The 27-year-old is outspoken, out-of-this-world talented and he’s trying to re-blaze a trail that’s grown almost unrecognizable, having started to grow over through the last 50 years or so. Carter had touchdowns as a receiver, a defensive back and returned a missed field goal 113 yards for a two-point convert last year. He’s perhaps the least likely candidate for it, but Carter is a throwback, capable of making an impact in all three phases of the game.

Jones marvels at Carter’s versatility.

“A six-foot-five guy that can catch a punt, run back kicks and stuff like he does and run after the catch, those aren’t common,” he said. “He’s such a dynamic player.”

Carter may be the poster child of a millenial player. By his own admission, he’s a tough read for a coach.

“I’m kind of an unorthodox professional. It sort of seems like I’m lackadaisical and not paying attention and everything,” he admitted. “A lot of coaches don’t accept that, that gets on your nerves. With coach Jones, he’s strictly a results-oriented guy.”

So imagine Carter, marching to the beat of his own drum, lining up with old school names like Garney Henley. Hal Patterson. Jackie Parker. Johnny Bright. All four were MOP winners that won the award with their two-way play considered.

“Just recently a lot of people have tagged me and stuff and I’ve looked it up, some of the older players that came into the league and did it both ways,” Carter said.

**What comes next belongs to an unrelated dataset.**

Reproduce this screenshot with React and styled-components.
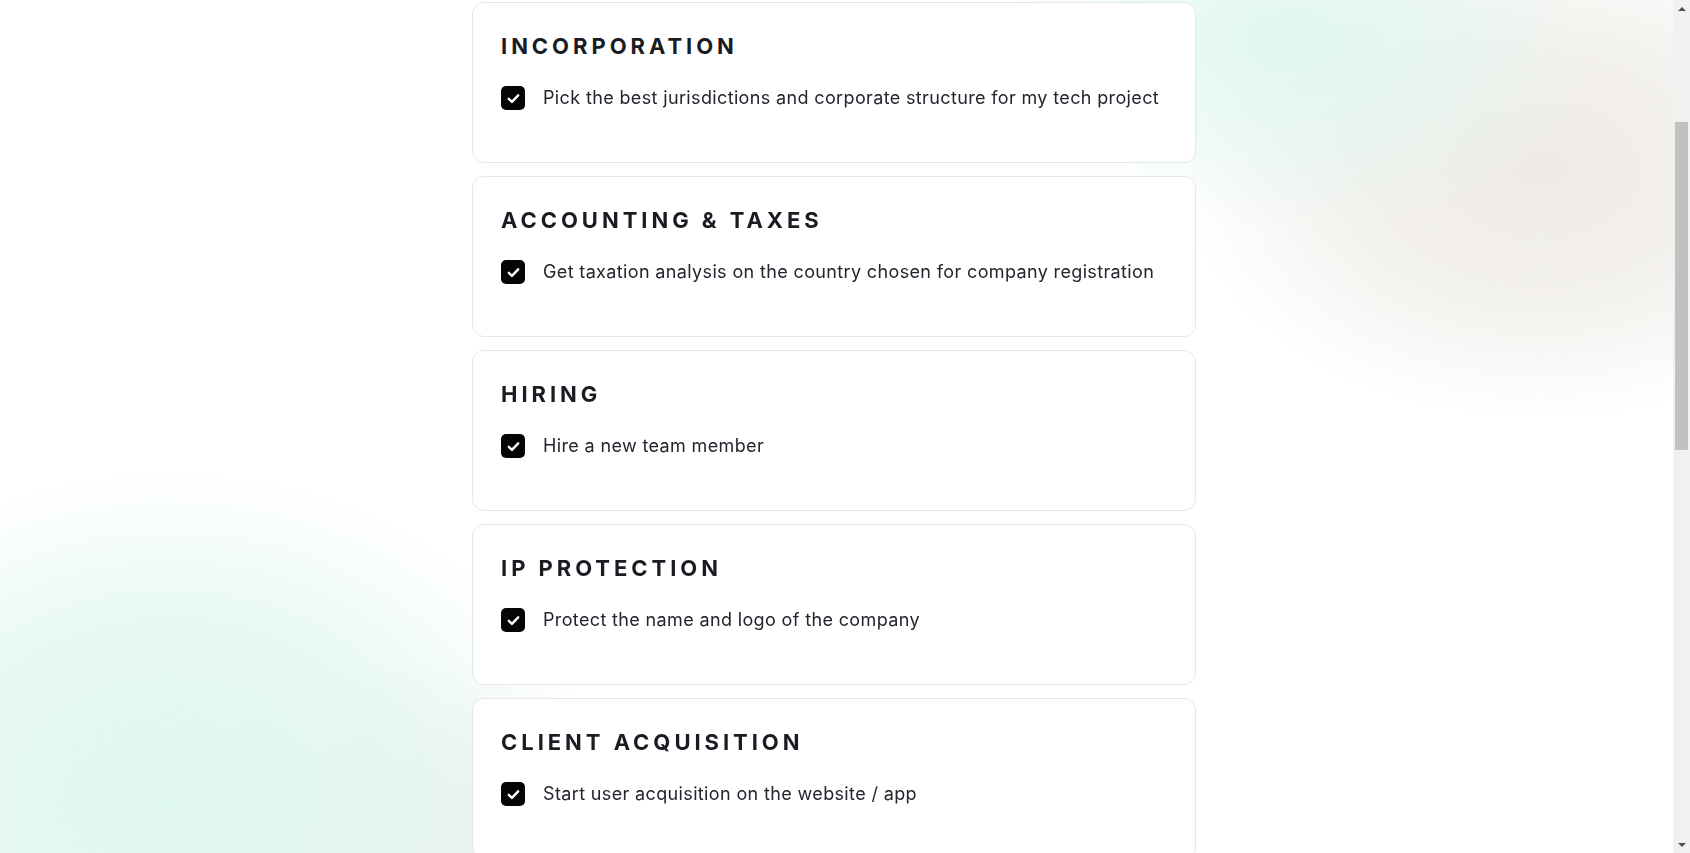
import React, { useLayoutEffect } from 'react'
import styled, { createGlobalStyle } from 'styled-components'

const GlobalStyle = createGlobalStyle`
  html, body {
    margin: 0;
    padding: 0;
    background: #ffffff;
    font-family: Inter, "Noto Sans", sans-serif;
    color: #1d1d27;
  }
  * { box-sizing: border-box; }
`

const sections = [
  { title: 'Incorporation', item: 'Pick the best jurisdictions and corporate structure for my tech project' },
  { title: 'Accounting & Taxes', item: 'Get taxation analysis on the country chosen for company registration' },
  { title: 'Hiring', item: 'Hire a new team member' },
  { title: 'IP Protection', item: 'Protect the name and logo of the company' },
  { title: 'Client Acquisition', item: 'Start user acquisition on the website / app' },
]

const Check = () => (
  <svg width="15" height="15" viewBox="0 0 24 24" fill="none" stroke="#fff" strokeWidth="3.8" strokeLinecap="round" strokeLinejoin="round">
    <path d="M4.5 12.5l5 5L19.5 7" />
  </svg>
)

function App() {
  // the reference is taken a bit down the page
  useLayoutEffect(() => {
    window.scrollTo(0, 273)
  }, [])

  return (
    <>
      <GlobalStyle />
      <Backdrop />
      <Page>
        <List>
          {sections.map((s) => (
            <Card key={s.title}>
              <Title>{s.title}</Title>
              <Row>
                <Box><Check /></Box>
                <Label>{s.item}</Label>
              </Row>
            </Card>
          ))}
        </List>
      </Page>
      <Scrollbar>
        <Arrow $up />
        <Track>
          <Thumb />
        </Track>
        <Arrow />
      </Scrollbar>
    </>
  )
}

const Backdrop = styled.div`
  position: fixed;
  inset: 0;
  z-index: 0;
  pointer-events: none;
  background:
    radial-gradient(ellipse 300px 190px at 1290px 40px, rgba(222, 246, 239, 0.95) 0%, rgba(222, 246, 239, 0.5) 55%, rgba(222, 246, 239, 0) 100%),
    radial-gradient(ellipse 360px 250px at 1540px 170px, rgba(238, 235, 229, 1) 0%, rgba(239, 236, 231, 0.75) 50%, rgba(245, 242, 239, 0) 100%),
    radial-gradient(ellipse 420px 330px at 170px 800px, rgba(222, 247, 240, 1) 0%, rgba(224, 246, 239, 0.75) 55%, rgba(226, 246, 240, 0) 100%),
    radial-gradient(ellipse 280px 210px at 430px 870px, rgba(238, 238, 232, 1) 0%, rgba(239, 238, 233, 0.65) 50%, rgba(239, 238, 233, 0) 100%);
`

const Page = styled.div`
  position: relative;
  z-index: 1;
  padding: 275px 0 0 472px;
  min-height: 2130px;
`

const List = styled.div`
  width: 724px;
  display: flex;
  flex-direction: column;
  gap: 13px;
`

const Card = styled.section`
  height: 161px;
  padding: 30px 28px 0;
  background: #ffffff;
  border: 1px solid #e6e6ee;
  border-radius: 12px;
`

const Title = styled.h2`
  margin: 0;
  font-size: 22px;
  line-height: 26px;
  font-weight: 700;
  letter-spacing: 0.18em;
  text-transform: uppercase;
  color: #1b1b24;
`

const Row = styled.div`
  display: flex;
  align-items: center;
  gap: 18px;
  margin-top: 27px;
`

const Box = styled.span`
  flex: none;
  width: 24px;
  height: 24px;
  border-radius: 5px;
  background: #050505;
  display: flex;
  align-items: center;
  justify-content: center;
`

const Label = styled.span`
  font-size: 18px;
  line-height: 24px;
  font-weight: 400;
  letter-spacing: 0.02em;
  color: #24242e;
`

const Scrollbar = styled.div`
  position: fixed;
  top: 0;
  right: 0;
  bottom: 0;
  width: 17px;
  z-index: 2;
  background: #f1f1f1;
  display: flex;
  flex-direction: column;
`

const Arrow = styled.div`
  height: 17px;
  flex: none;
  display: flex;
  align-items: center;
  justify-content: center;
  &::before {
    content: '';
    border-left: 4px solid transparent;
    border-right: 4px solid transparent;
    ${(p) => (p.$up ? 'border-bottom: 4px solid #505050;' : 'border-top: 4px solid #505050;')}
  }
`

const Track = styled.div`
  flex: 1;
  padding: 105px 2px 0;
`

const Thumb = styled.div`
  height: 328px;
  background: #c1c1c1;
`

export default App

He’s thought about the league and how much the game itself has changed since those players were on the field between the 1950s and early 1970s. He knows that the specialization of today’s game has made two-way players non-essential, that what he’ll be doing this season is the cherry on the cake.

“I’m just fortunate enough to have the trust from coach Jones to put me in that position. Because a lot of coaches even if they could, wouldn’t put you in that position,” he said.

In Jones, he has what might be as close to a perfect fit for a head coach as he might ever find.

“If he asks you a question about the D and I wasn’t in the meeting and I know, then he won’t ask me another question for the rest of the week,” Carter said. “He has trust in the guys. We have one rule in Saskatchewan and that’s that you have to get in the ice tubs after practice. That’s our only rule. He treats us like grown men.”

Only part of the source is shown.